> [EXERCISE INSTRUCTIONS]: Each line from the line with "Write the React, TypeScript" to the line with "string[]; exam: string;", inclusive, is to be repeated exactly; no other line and no picture belongs in the copy.

> [INPUT RECORDS]:
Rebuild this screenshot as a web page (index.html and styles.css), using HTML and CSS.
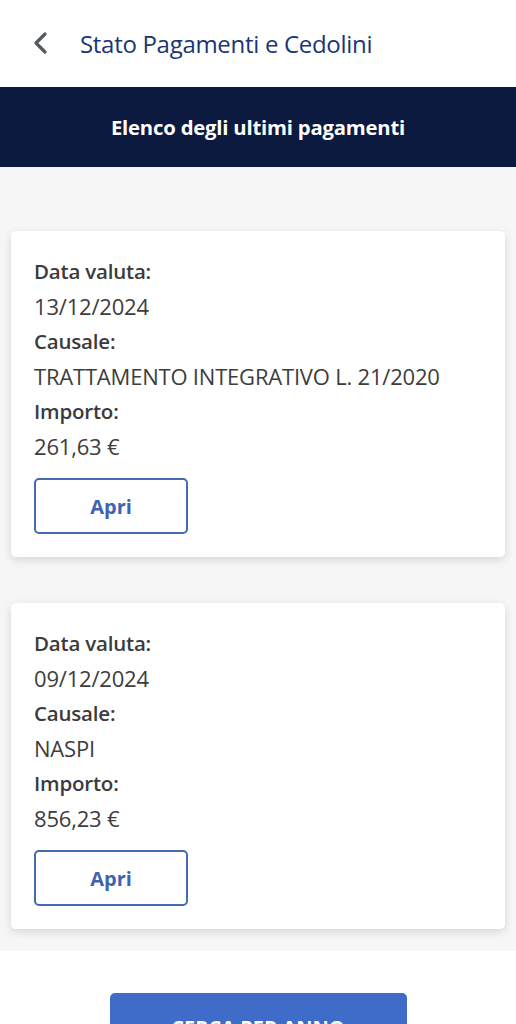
FILE: index.html
```html
<!DOCTYPE html>
<html lang="it">
<head>
<meta charset="utf-8">
<link rel="stylesheet" href="styles.css">
</head>
<body>
<header class="topbar">
  <svg class="back" viewBox="0 0 16 24" width="16" height="24"><path d="M13 3 L4 12 L13 21" fill="none" stroke="#555a60" stroke-width="3.2" stroke-linecap="round" stroke-linejoin="round"/></svg>
  <h1 class="title">Stato Pagamenti e Cedolini</h1>
</header>
<div class="band">Elenco degli ultimi pagamenti</div>
<main class="list">
  <section class="card">
    <div class="label">Data valuta:</div>
    <div class="value">13/12/2024</div>
    <div class="label">Causale:</div>
    <div class="value">TRATTAMENTO INTEGRATIVO L. 21/2020</div>
    <div class="label">Importo:</div>
    <div class="value">261,63 €</div>
    <button class="open">Apri</button>
  </section>
  <section class="card">
    <div class="label">Data valuta:</div>
    <div class="value">09/12/2024</div>
    <div class="label">Causale:</div>
    <div class="value">NASPI</div>
    <div class="label">Importo:</div>
    <div class="value">856,23 €</div>
    <button class="open">Apri</button>
  </section>
</main>
<div class="footer">
  <button class="search">CERCA PER ANNO</button>
</div>
</body>
</html>
```
FILE: styles.css
```css
* { box-sizing: border-box; }
html, body { margin: 0; padding: 0; background: #fff; }
body { font-family: "Open Sans", "Liberation Sans", sans-serif; width: 516px; overflow: hidden; height: 1024px; }
.topbar { height: 87px; display: flex; align-items: center; padding-left: 32px; background: #fff; }
.back { display: block; margin-top: -2px; }
.title { margin: 0 0 0 32px; font-size: 24px; font-weight: 400; color: #1c3573; letter-spacing: -0.3px; }
.band { height: 80px; background: #0b1a3e; color: #fff; font-weight: 700; font-size: 20.3px; display: flex; align-items: center; justify-content: center; letter-spacing: -0.2px; }
.list { background: #f6f6f6; padding: 64px 11px 22px; display: flex; flex-direction: column; gap: 46px; }
.card { background: #fff; border-radius: 5px; box-shadow: 0 3px 10px rgba(0,0,0,0.13); padding: 23px 23px 23px; display: flex; flex-direction: column; align-items: flex-start; }
.label, .value { line-height: 35px; letter-spacing: -0.2px; }
.label { font-size: 20.5px; font-weight: 600; color: #3b3b3b; }
.value { font-size: 22px; font-weight: 400; color: #3d3d3d; }
.open { margin-top: 14px; width: 154px; height: 56px; border: 2.5px solid #4469b5; border-radius: 5px; background: #fff; color: #3f63ae; font-family: inherit; font-weight: 700; font-size: 20px; }
.footer { display: flex; justify-content: center; padding-top: 42px; }
.search { width: 297px; height: 60px; border: 0; border-radius: 5px; background: #3f6bc9; color: #fff; font-family: inherit; font-weight: 700; font-size: 20px; padding-top: 10px; }
```
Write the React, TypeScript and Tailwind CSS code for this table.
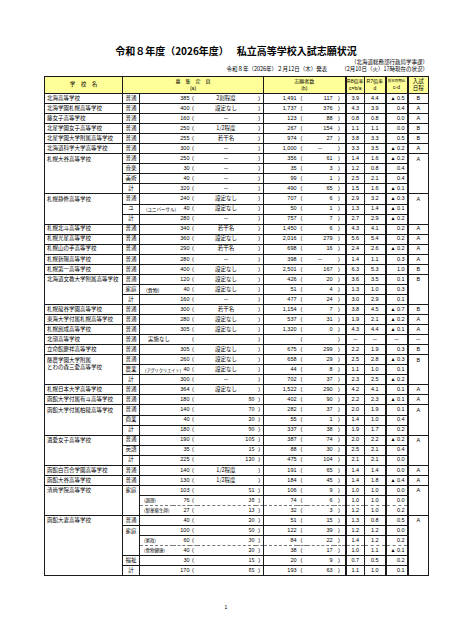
import React from "react";

type Row = {
  course?: string;
  courseSpan?: number;
  skipCourse?: boolean;
  note?: string;
  noteCls?: string;
  cap: string;
  capNote: string;
  capNum?: boolean;
  app: string;
  appSub: string;
  c: string;
  d: string;
  cd: string;
  dashed?: boolean;
};
type Group = { name: string[]; exam: string; rows: Row[] };

const r = (
  course: string | undefined,
  cap: string,
  capNote: string,
  app: string,
  appSub: string,
  c: string,
  d: string,
  cd: string,
  ex: Partial<Row> = {}
): Row => ({
  course,
  cap,
  capNote,
  capNum: /^\d+$/.test(capNote),
  app,
  appSub,
  c,
  d,
  cd,
  ...ex,
});

const SUB = "text-[4.5px] pl-[4px]";
const NOTE = "text-[4.5px] pl-[6px]";

const groups: Group[] = [
  { name: ["北海高等学校"], exam: "B", rows: [r("普通", "385", "2割程度", "1,491", "117", "3.9", "4.4", "▲ 0.5")] },
  { name: ["北海学園札幌高等学校"], exam: "A", rows: [r("普通", "400", "設定なし", "1,737", "376", "4.3", "3.9", "0.4")] },
  { name: ["藤女子高等学校"], exam: "A", rows: [r("普通", "160", "－", "123", "88", "0.8", "0.8", "0.0")] },
  { name: ["北星学園女子高等学校"], exam: "B", rows: [r("普通", "250", "1/2程度", "267", "154", "1.1", "1.1", "0.0")] },
  { name: ["北星学園大学附属高等学校"], exam: "B", rows: [r("普通", "255", "若干名", "974", "27", "3.8", "3.3", "0.5")] },
  { name: ["北海道科学大学高等学校"], exam: "A", rows: [r("普通", "300", "－", "1,000", "－", "3.3", "3.5", "▲ 0.2")] },
  {
    name: ["札幌大谷高等学校"],
    exam: "A",
    rows: [
      r("普通", "250", "－", "356", "61", "1.4", "1.6", "▲ 0.2"),
      r("音楽", "30", "－", "35", "3", "1.2", "0.8", "0.4"),
      r("美術", "40", "－", "99", "1", "2.5", "2.1", "0.4"),
      r("計", "320", "－", "490", "65", "1.5", "1.6", "▲ 0.1"),
    ],
  },
  {
    name: ["札幌静修高等学校"],
    exam: "A",
    rows: [
      r("普通", "240", "設定なし", "707", "6", "2.9", "3.2", "▲ 0.3"),
      r("ユ", "40", "設定なし", "50", "1", "1.3", "1.4", "▲ 0.1", { note: "(ユニバーサル)", noteCls: NOTE }),
      r("計", "280", "－", "757", "7", "2.7", "2.9", "▲ 0.2"),
    ],
  },
  { name: ["札幌北斗高等学校"], exam: "A", rows: [r("普通", "340", "若干名", "1,450", "6", "4.3", "4.1", "0.2")] },
  { name: ["札幌光星高等学校"], exam: "A", rows: [r("普通", "360", "設定なし", "2,016", "279", "5.6", "5.4", "0.2")] },
  { name: ["札幌山の手高等学校"], exam: "A", rows: [r("普通", "290", "若干名", "698", "16", "2.4", "2.6", "▲ 0.2")] },
  { name: ["札幌新陽高等学校"], exam: "A", rows: [r("普通", "280", "－", "398", "－", "1.4", "1.1", "0.3")] },
  { name: ["札幌第一高等学校"], exam: "B", rows: [r("普通", "400", "設定なし", "2,501", "167", "6.3", "5.3", "1.0")] },
  {
    name: ["北海道文教大学附属高等学校"],
    exam: "B",
    rows: [
      r("普通", "120", "設定なし", "426", "20", "3.6", "3.5", "0.1"),
      r("家庭", "40", "設定なし", "51", "4", "1.3", "1.0", "0.3", { note: "(食物)", noteCls: "text-[5px] pl-[6px]" }),
      r("計", "160", "－", "477", "24", "3.0", "2.9", "0.1"),
    ],
  },
  { name: ["札幌龍谷学園高等学校"], exam: "B", rows: [r("普通", "300", "若干名", "1,154", "7", "3.8", "4.5", "▲ 0.7")] },
  { name: ["東海大学付属札幌高等学校"], exam: "A", rows: [r("普通", "280", "設定なし", "537", "31", "1.9", "2.1", "▲ 0.2")] },
  { name: ["札幌創成高等学校"], exam: "A", rows: [r("普通", "305", "設定なし", "1,320", "0", "4.3", "4.4", "▲ 0.1")] },
  {
    name: ["北嶺高等学校"],
    exam: "－",
    rows: [r("普通", "", "", "", "", "－", "－", "－", { note: "実施なし", noteCls: "text-[5.5px] pl-[8px]" })],
  },
  { name: ["立命館慶祥高等学校"], exam: "B", rows: [r("普通", "305", "設定なし", "675", "299", "2.2", "1.9", "0.3")] },
  {
    name: ["酪農学園大学附属", "とわの森三愛高等学校"],
    exam: "B",
    rows: [
      r("普通", "260", "設定なし", "658", "29", "2.5", "2.8", "▲ 0.3"),
      r("農業", "40", "設定なし", "44", "8", "1.1", "1.0", "0.1", { note: "(アグリクリエイト)", noteCls: "text-[4.2px] pl-[5px]" }),
      r("計", "300", "－", "702", "37", "2.3", "2.5", "▲ 0.2"),
    ],
  },
  { name: ["札幌日本大学高等学校"], exam: "A", rows: [r("普通", "364", "設定なし", "1,522", "290", "4.2", "4.1", "0.1")] },
  { name: ["函館大学付属有斗高等学校"], exam: "A", rows: [r("普通", "180", "80", "402", "90", "2.2", "2.3", "▲ 0.1")] },
  {
    name: ["函館大学付属柏稜高等学校"],
    exam: "A",
    rows: [
      r("普通", "140", "70", "282", "37", "2.0", "1.9", "0.1"),
      r("商業", "40", "20", "55", "1", "1.4", "1.0", "0.4"),
      r("計", "180", "90", "337", "38", "1.9", "1.7", "0.2"),
    ],
  },
  {
    name: ["遺愛女子高等学校"],
    exam: "A",
    rows: [
      r("普通", "190", "105", "387", "74", "2.0", "2.2", "▲ 0.2"),
      r("英語", "35", "15", "88", "30", "2.5", "2.1", "0.4"),
      r("計", "225", "120", "475", "104", "2.1", "2.1", "0.0"),
    ],
  },
  { name: ["函館白百合学園高等学校"], exam: "A", rows: [r("普通", "140", "1/2程度", "191", "65", "1.4", "1.4", "0.0")] },
  { name: ["函館大谷高等学校"], exam: "A", rows: [r("普通", "130", "1/2程度", "184", "45", "1.4", "1.8", "▲ 0.4")] },
  {
    name: ["清尚学院高等学校"],
    exam: "A",
    rows: [
      r("家庭", "103", "51", "106", "9", "1.0", "1.0", "0.0", { courseSpan: 3 }),
      r(undefined, "76", "38", "74", "6", "1.0", "1.0", "0.0", { skipCourse: true, note: "(調理)", noteCls: SUB }),
      r(undefined, "27", "13", "32", "3", "1.2", "1.0", "0.2", { skipCourse: true, note: "(製菓衛生師)", noteCls: SUB, dashed: true }),
    ],
  },
  {
    name: ["函館大妻高等学校"],
    exam: "A",
    rows: [
      r("普通", "40", "20", "51", "15", "1.3", "0.8", "0.5"),
      r("家庭", "100", "50", "122", "39", "1.2", "1.2", "0.0", { courseSpan: 3 }),
      r(undefined, "60", "30", "84", "22", "1.4", "1.2", "0.2", { skipCourse: true, note: "(家政)", noteCls: SUB }),
      r(undefined, "40", "20", "38", "17", "1.0", "1.1", "▲ 0.1", { skipCourse: true, note: "(食物健康)", noteCls: SUB, dashed: true }),
      r("福祉", "30", "15", "20", "9", "0.7", "0.5", "0.2"),
      r("計", "170", "85", "193", "63", "1.1", "1.0", "0.1"),
    ],
  },
];

const widths = [78, 17, 33, 17, 7, 59, 8, 33, 10, 27, 12, 19, 21, 22, 21];

const B = "border-[#1a1a1a]";

export default function App() {
  return (
    <div className="w-[452px] h-[640px] bg-white text-black font-['Liberation_Sans','Noto_Sans_CJK_JP',sans-serif] overflow-hidden">
      <div className="ml-[44px] w-[384px] pt-[45px]">
        <div className="flex justify-center text-[10px] leading-[12px] font-bold font-['Noto_Sans_CJK_JP',sans-serif]">
          <span>令和８年度（2026年度）</span>
          <span className="ml-[8px]">私立高等学校入試志願状況</span>
        </div>
        <div className="mt-[1.5px] flex flex-col items-end text-[5.5px] leading-[7px] font-['Noto_Sans_CJK_JP',sans-serif]">
          <div>（北海道総務部行政局学事課）</div>
          <div className="flex">
            <span>令和８年（2026年）２月12日（木）発表</span>
            <span className="ml-[14px]">（2月10日（火）17時現在の状況）</span>
          </div>
        </div>
        <table className={`mt-[3.5px] w-[384px] table-fixed border-collapse border ${B} text-[5.5px] leading-none`}>
          <colgroup>
            {widths.map((w, i) => (
              <col key={i} style={{ width: w }} />
            ))}
          </colgroup>
          <thead>
            <tr className="h-[17px] bg-[#ffff99]">
              <th className={`border ${B} font-normal text-[5.5px] p-0`}>学　校　名</th>
              <th colSpan={6} className={`border ${B} font-normal text-[5px] p-0`}>
                <div>募　集　定　員</div>
                <div className="mt-[2px]">(a)</div>
              </th>
              <th colSpan={4} className={`border ${B} font-normal text-[5px] p-0`}>
                <div>志願者数</div>
                <div className="mt-[2px]">(b)</div>
              </th>
              <th className={`border-l-2 border-y ${B} font-normal text-[5px] p-0`}>
                <div>R8倍率</div>
                <div className="mt-[2px]">c=b/a</div>
              </th>
              <th className={`border ${B} font-normal text-[5px] p-0`}>
                <div>R7倍率</div>
                <div className="mt-[2px]">d</div>
              </th>
              <th className={`border-l-2 border-y ${B} font-normal p-0 whitespace-nowrap`}>
                <div className="text-[3.5px]">前年同期比</div>
                <div className="mt-[2px] text-[5px]">c-d</div>
              </th>
              <th className={`border-l-2 border-y border-r ${B} font-normal text-[5.5px] p-0`}>
                <div>入試</div>
                <div className="mt-[2px]">日程</div>
              </th>
            </tr>
          </thead>
          <tbody>
            {groups.map((g, gi) =>
              g.rows.map((row, ri) => {
                const nextDashed = g.rows[ri + 1]?.dashed;
                const ds =
                  (row.dashed ? " [border-top-style:dashed] border-t-[#777]" : "") +
                  (nextDashed ? " [border-bottom-style:dashed] border-b-[#777]" : "");
                const base = `border-y ${B} p-0 align-middle whitespace-nowrap overflow-visible${ds}`;
                const multi = g.rows.length > 1;
                return (
                  <tr key={`${gi}-${ri}`} className="h-[10.05px]">
                    {ri === 0 && (
                      <td
                        rowSpan={g.rows.length}
                        className={`border ${B} p-0 pl-[2px] whitespace-nowrap font-['Noto_Sans_CJK_JP',sans-serif] ${
                          multi ? "align-top pt-[2.5px]" : "align-middle"
                        }`}
                      >
                        {g.name.map((n, k) => (
                          <div key={k} className={k > 0 ? "mt-[1.5px]" : ""}>
                            {n}
                          </div>
                        ))}
                      </td>
                    )}
                    {!row.skipCourse && (
                      <td
                        rowSpan={row.courseSpan ?? 1}
                        className={`${base} border-x text-center font-['Noto_Sans_CJK_JP',sans-serif] ${
                          row.courseSpan ? "align-top pt-[2.5px]" : ""
                        }`}
                      >
                        {row.course}
                      </td>
                    )}
                    <td className={`${base} border-l text-left font-['Noto_Sans_CJK_JP',sans-serif] ${row.noteCls ?? ""}`}>
                      {row.note}
                    </td>
                    <td className={`${base} text-right`}>{row.cap}</td>
                    <td className={`${base} text-center`}>(</td>
                    <td
                      className={`${base} font-['Noto_Sans_CJK_JP',sans-serif] ${
                        row.capNum ? "text-right pr-[1px]" : "text-center"
                      }`}
                    >
                      {row.capNote}
                    </td>
                    <td className={`${base} text-center`}>)</td>
                    <td className={`${base} border-l text-right`}>{row.app}</td>
                    <td className={`${base} text-center`}>(</td>
                    <td
                      className={`${base} ${
                        row.appSub === "－" ? "text-center font-['Noto_Sans_CJK_JP',sans-serif]" : "text-right pr-[1px]"
                      }`}
                    >
                      {row.appSub}
                    </td>
                    <td className={`${base} text-center`}>)</td>
                    <td className={`${base} border-l-2 text-center`}>{row.c}</td>
                    <td className={`${base} border-l text-center`}>{row.d}</td>
                    <td
                      className={`${base} border-l-2 ${
                        row.cd === "－" ? "text-center" : "text-right pr-[2px]"
                      }`}
                    >
                      {row.cd.startsWith("▲") ? (
                        <span>
                          <span className="text-[5px]">▲</span>
                          <span className="ml-[1.5px]">{row.cd.slice(2)}</span>
                        </span>
                      ) : (
                        row.cd
                      )}
                    </td>
                    {ri === 0 && (
                      <td
                        rowSpan={g.rows.length}
                        className={`border-y border-r border-l-2 ${B} p-0 text-center ${multi ? "align-top pt-[2.5px]" : "align-middle"}`}
                      >
                        {g.exam}
                      </td>
                    )}
                  </tr>
                );
              })
            )}
          </tbody>
        </table>
        <div className="mt-[29px] text-center text-[5px] leading-none pr-[20px]">1</div>
      </div>
    </div>
  );
}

> [TASK RESPONSE]:
Write the React, TypeScript and Tailwind CSS code for this table.
import React from "react";

type Row = {
  course?: string;
  courseSpan?: number;
  skipCourse?: boolean;
  note?: string;
  noteCls?: string;
  cap: string;
  capNote: string;
  capNum?: boolean;
  app: string;
  appSub: string;
  c: string;
  d: string;
  cd: string;
  dashed?: boolean;
};
type Group = { name: string[]; exam: string; rows: Row[] };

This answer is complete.